Updated

Lots of climate change action has been happening in Colorado the past few weeks, and once again, Irene Vilar is at its helm.

The Puerto Rican native is an award-winning author of books about trauma and women’s reproductive rights. She is also founder of the non-profit, Americas for Conservation + the Arts, the organization that hands out the Americas Latino Book Awards.

Vilar moved to Boulder in 2003 after getting married to a Coloradoan and ever since has made it her mission to fight for the environment. Last year, she started the Americas Latino Eco-Festival, and the 2014 edition took place in September.

The five-day event of workshops and panels brought thousands to Boulder to discuss the roles Latinos are playing in preserving the environment. Topics discussed included “Why Are Latinos Way Ahead of the Climate Change Curve?” and “Our Air, Our Health, Our Land, Our Responsibility.”

This past weekend, Vilar joined forces with Climate Colorado which launched its first two-day Colorado Climate Summit at the University of Colorado at Boulder. The goal is to have the approximately 400 citizens, professors, students and activists attending come up with a plan to switch from fossil fuels to clean, renewable energy by 2020 and reduce the water footprint by 50 percent by 2025.

More On This...

“I will be talking about how to engage the millennial leaders of color in the climate fight,” said Vilar, who is a mother of two young girls.

She said Robert Castellino, the founder of Climate Colorado, approached her to collaborate.

“He was very impressed with the Eco-Festival, and he told me that he was trying to work for a long time on solving climate problems across the state,” Vilar told Fox News Latino.

“For me this was great, because my intention for the Eco-Festival was to show how Latinos are really ahead of the curve when it has to do with environmental and climate change.”

According to a 2014 study by the Natural Resources Defense Council, nine in 10 U.S. Latinos support government intervention to fight global warming and climate change, and eight in 10 Latinos want President Obama to curb carbon pollution.

This high percentage of Hispanics caring about the environment are what originally prompted Vilar to ask why?

“We have an ecological legacy as Latinos, because we have our Pachamama or ‘Mother Earth,’” Vilar said. “The most urgent thing is saving the planet right now ... Ninety-eight percent of Latinos say that we have to take care of God’s creation. That’s good news for the environmental movement.”

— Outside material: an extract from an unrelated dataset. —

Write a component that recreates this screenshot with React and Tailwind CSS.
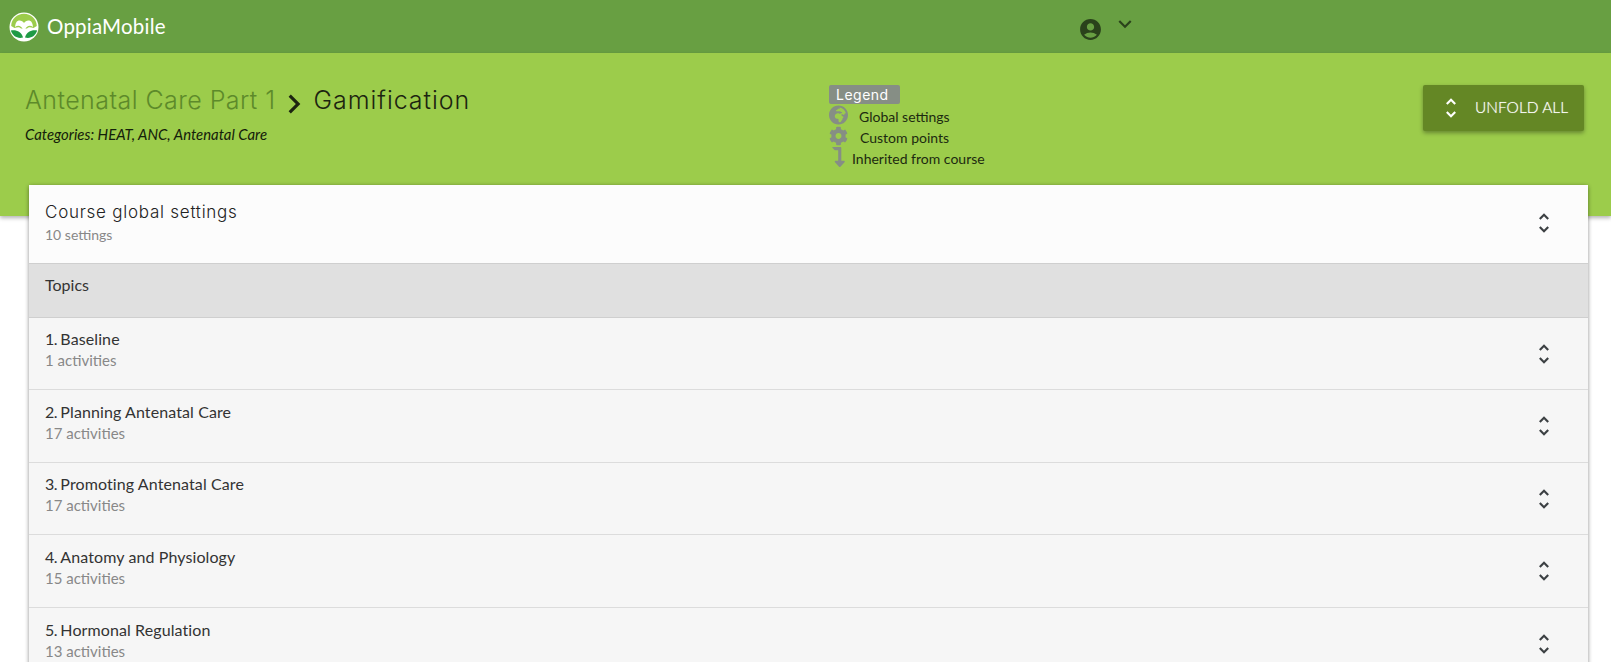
import { MdAccountCircle, MdExpandMore, MdUnfoldMore, MdChevronRight } from 'react-icons/md';
import { FaGlobeAfrica, FaCog, FaLevelDownAlt } from 'react-icons/fa';

const TOPICS = [
  { num: '1. ', title: 'Baseline', count: '1 activities', h: 'h-[72px]' },
  { num: '2. ', title: 'Planning Antenatal Care', count: '17 activities', h: 'h-[73px]' },
  { num: '3. ', title: 'Promoting Antenatal Care', count: '17 activities', h: 'h-[72px]' },
  { num: '4. ', title: 'Anatomy and Physiology', count: '15 activities', h: 'h-[73px]' },
  { num: '5. ', title: 'Hormonal Regulation', count: '13 activities', h: 'h-[73px]' },
];

function Logo() {
  return (
    <svg width="30" height="30" viewBox="0 0 30 30" className="shrink-0">
      <circle cx="15" cy="15" r="14.5" fill="#ffffff" />
      <path d="M2.2 14C2.5 6.8 8 1.8 15 1.8S27.5 6.8 27.8 14L24.5 16C22 15.5 20 14.5 18 16.5H12C10 14.5 8 15.5 5.5 16Z" fill="#9ccc4b" />
      <path d="M6 15C6.5 10.5 8 8.5 10.5 8.5C12.5 8.5 14 9.5 15 11C16 9.5 17.5 8.5 19.5 8.5C22 8.5 23.5 10.5 24 15C21 13 18 13.5 16 17.5H14C12 13.5 9 13 6 15Z" fill="#ffffff" />
      <path d="M1.8 18.5C7 17.5 12.5 19.5 14 25.5C8.5 27 3.5 24 1.8 18.5Z" fill="#1f9a46" />
      <path d="M28.2 18.5C23 17.5 17.5 19.5 16 25.5C21.5 27 26.5 24 28.2 18.5Z" fill="#1f9a46" />
    </svg>
  );
}

function LegendRow({ icon, label, labelClass }) {
  return (
    <div className="flex items-center h-[21px]">
      <span className="w-[19px] flex justify-center text-[#868e85]">{icon}</span>
      <span className={`text-[14px] mt-[4px] text-[#1c2a10] ${labelClass}`}>{label}</span>
    </div>
  );
}

export default function App() {
  return (
    <div className="h-[662px] overflow-hidden bg-white font-['Lato','Open_Sans',sans-serif]">
      <header className="h-[53px] bg-[#689f42] flex items-center">
        <div className="flex items-center gap-[8px] pl-[9px] w-[1078px]">
          <Logo />
          <span className="text-[20.5px] text-white tracking-[0.2px]">OppiaMobile</span>
        </div>
        <MdAccountCircle size={25} className="text-[#2a421b] mt-[5px]" />
        <MdExpandMore size={26} className="text-[#2a421b] ml-[9px] -mt-[6px]" />
      </header>

      <section className="h-[163px] bg-[#9ccc4b] shadow-[0_2px_4px_rgba(0,0,0,0.3)] flex items-start relative">
        <div className="w-[829px] pl-[25px] pt-[33px]">
          <div className="flex items-center h-[30px] font-['Inter',sans-serif] text-[25px]">
            <span className="text-[#5d8a2a] font-light tracking-[0.45px]">Antenatal Care Part 1</span>
            <MdChevronRight size={38} className="text-[#1c2410] ml-[-1px] mr-[1px] mt-[5px]" />
            <span className="text-[#1c2410] font-light tracking-[0.95px]">Gamification</span>
          </div>
          <p className="mt-[7px] text-[14.9px] italic text-[#14200a]">Categories: HEAT, ANC, Antenatal Care</p>
        </div>

        <div className="pt-[32px] w-[594px]">
          <span className="block w-[71px] h-[19px] rounded-[2px] bg-[#868e85] text-white text-[14px] leading-[19px] pl-[7px] font-['Inter',sans-serif] tracking-[0.5px]">Legend</span>
          <LegendRow icon={<FaGlobeAfrica size={20} />} label="Global settings" labelClass="ml-[11px]" />
          <LegendRow icon={<FaCog size={20} />} label="Custom points" labelClass="ml-[12px]" />
          <LegendRow icon={<FaLevelDownAlt size={20} />} label="Inherited from course" labelClass="ml-[4px]" />
        </div>

        <button className="mt-[32px] w-[161px] h-[46px] rounded-[2px] bg-[#648725] shadow-[0_2px_4px_rgba(0,0,0,0.35)] flex items-center text-white text-[15.5px] font-light">
          <MdUnfoldMore size={26} className="ml-[15px]" />
          <span className="ml-[11px] [text-shadow:0_0_1px_rgba(255,255,255,0.7)]">UNFOLD ALL</span>
        </button>
      </section>

      <main className="relative -mt-[31px] mx-[29px] w-[1559px] rounded-t-[2px] shadow-[0_1px_4px_rgba(0,0,0,0.45)] bg-[#f6f6f6]">
        <div className="h-[79px] bg-[#fcfcfc] border-b border-[#cfcfcf] flex items-center justify-between pl-[16px] pr-[31px]">
          <div className="-mt-[3px]">
            <h2 className="font-['Inter',sans-serif] text-[17px] leading-[22px] tracking-[0.75px] text-[#222] font-light">Course global settings</h2>
            <p className="text-[14px] leading-[20px] mt-[2px] text-[#888]">10 settings</p>
          </div>
          <MdUnfoldMore size={26} className="text-[#3c4043] -mt-[2px]" />
        </div>
        <div className="h-[54px] bg-[#e0e0e0] border-b border-[#cfcfcf] pl-[16px] pt-[11px] text-[16px] leading-[20px] text-[#333]">Topics</div>
        {TOPICS.map((t) => (
          <div key={t.title} className={`${t.h} border-b border-[#dcdcdc] flex items-center justify-between pl-[16px] pr-[31px]`}>
            <div className="-mt-[7px]">
              <div className="text-[16px] leading-[21px] text-[#333] tracking-[0.1px] -mt-[1px]">
                <span className="tracking-[-0.6px]">{t.num}</span>
                {t.title}
              </div>
              <div className="text-[15px] leading-[21px] text-[#888] mt-[1px]">{t.count}</div>
            </div>
            <MdUnfoldMore size={26} className="text-[#3c4043]" />
          </div>
        ))}
      </main>
    </div>
  );
}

After identifying Latino environmental leaders such as Graciela Tiscareño-Sato, best-selling author of “Latinnovating: Green American Jobs and the Latinos Creating Them,” and Mario Molina, a director at the Climate Reality Project, Vilar decided it was important to create a home they needed to start a conversation and create solutions.

“The climate change statistics created a shift in me to make a festival to raise awareness in white communities about Latino communities,” says Vilar.

That’s how the idea for the annual Americas Latino Eco-Festival came about.

“We got to start a conversation that had not happened,” Vilar says now about her first Festival, two years ago. “We concluded that every year we should get these people together - making alliances and getting the voice out there. Empowering millennials to see that they are not the problem but the solution. We have been conditioned to see that we are the problem.”

She is currently working on the third Eco-Festival, scheduled for October 2015, by putting together proposals to work with schools K-12. The theme will be “Water and Hope.”

“Water is the big one,” Vilar said. “The Colorado River has had an unprecedented loss of water. The water is drying up, fires are on the rise... It is a kind of scary moment.”

The author and activist says although she’s begun to feel that her home is now in Colorado, she still hasn’t forgotten about her ethnic identity as a Puerto Rican and Latina.

“I’ve just started to develop my environmental identity,” says Vilar.